BPA has correspondent accounts with four banks -- HSBC, Citigroup, Bank of America and Deutsche Bank -- through which hundreds of millions of dollars passed. Senior managers at BPA tailored services to their clients to disguise the origin of funds, the Treasury said.
Ties to Russian crime organizations
One manager provided "substantial assistance" to a Russian client, Andrei Petrov, described by the Treasury as a "third-party money launderer working for Russian criminal organizations." Petrov had also received a line of credit from Banco Madrid and is alleged to have bribed local officials in the resort where he set up a property development company. He was arrested in Spain two years ago and is accused of helping launder some 56 million euros ($59 million) in proceeds from Russian criminal organizations.
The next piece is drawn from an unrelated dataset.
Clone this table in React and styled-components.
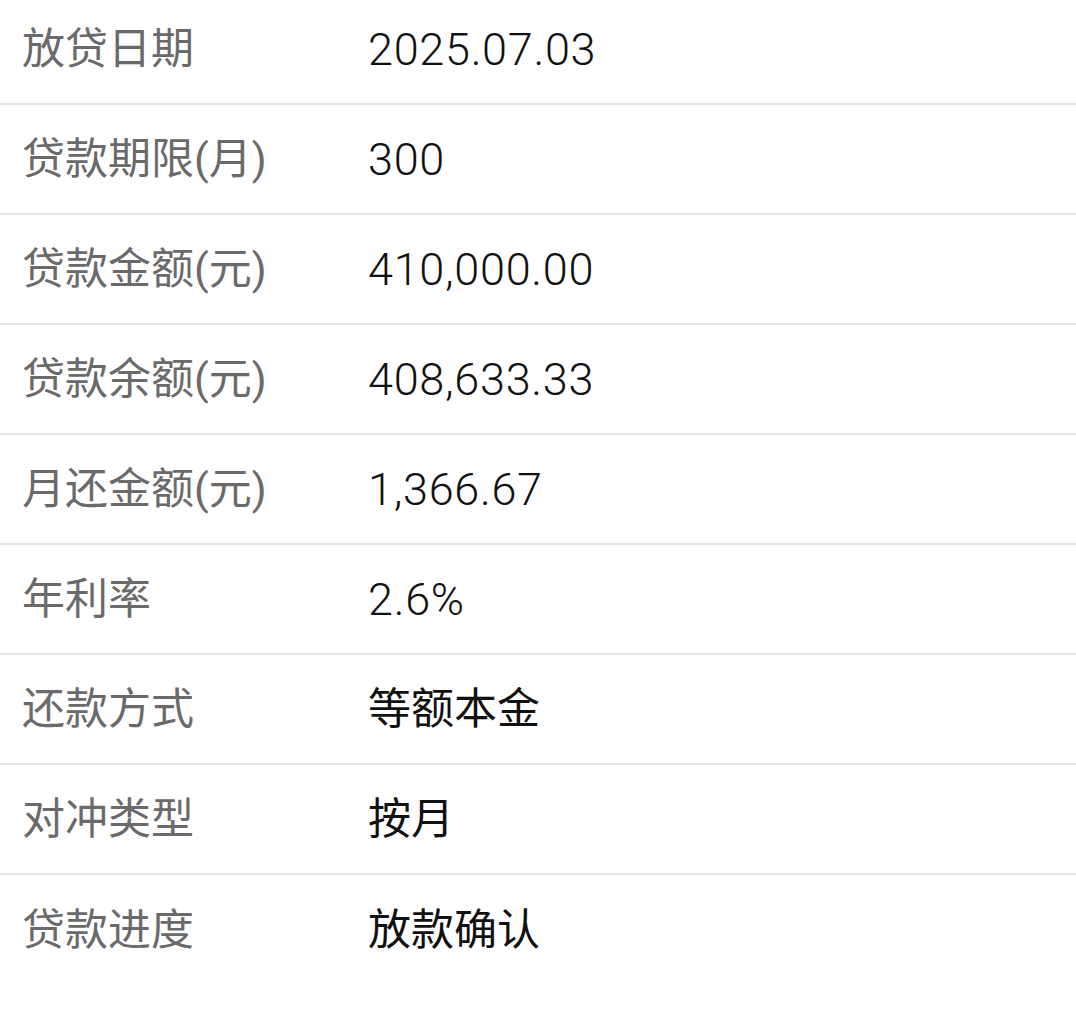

Petrov is yet to go on trial.
BPA is also alleged to have helped Venezuelan money launderers siphon funds from the state-owned oil company, Petroleos de Venezuela.
"This money-laundering network worked closely with high-ranking government officials in Venezuela, resident agents in Panama, and an Andorran lawyer to establish Panamanian shell companies," the Treasury said. BPA processed about $2 billion in transactions by shell companies related to the scheme.
Treasury said another senior official at BPA accepted bribes in return for processing bulk cash transfers for a Chinese money launderer, Gao Ping, who was arrested in Spain in September 2012.
"Through his associate, Ping bribed Andorran bank officials to accept cash deposits into less scrutinized accounts and transfer the funds to suspected shell companies in China," it said in a statement.
Credit rating agency Standard & Poor's has reacted to the growing scandal by downgrading Andorra's rating. Andorra is highly dependent on its banking sector, which makes up some 20% of its GDP.
Russians on the Costa
Spain has long battled the presence of Russian organized crime on its soil. After the collapse of the Soviet Union, wealthy Russians came to Spain for its climate and what were then lax financial controls. Among them were more than a few "vory v zakone," the top echelon of Russian organized crime, according to Spanish officials.
Spanish prosecutor Jose Grinda Gonzalez told U.S. officials five years ago that these individuals had no known jobs and unknown sources of income, yet they lived in large mansions. Grinda's remarks were reported in a diplomatic cable later published by WikiLeaks
Grinda had prosecuted Zakhar Kalashov, a Georgian-born, Russian citizen widely regarded as one of the most powerful figures in the Russian mafia. Last year, before he completed his nine-year sentence, a Spanish appeals court deported Kalashov to Russia, where he is now a free man.
Another Spanish prosecutor, Fernando Bermejo, told US officials in 2009 that there was large scale money-laundering going on in Catalonia and "many, many" members of the Russian mafia were active there
Because of growing international cooperation, Spanish prosecutors have stepped up their pursuit of alleged gang leaders, money launderers and embezzlers from Eastern Europe. Among the latest to be detained is a former finance minister from Ukraine, Yuriy Kolobov. He was detained at a luxury development in Alicante earlier this month, after prosecutors in Kiev charged him with embezzlement and is awaiting extradition.
Kolobov was a minister in the government of President Viktor Yanukovych, who fled Ukraine during street protests a year ago.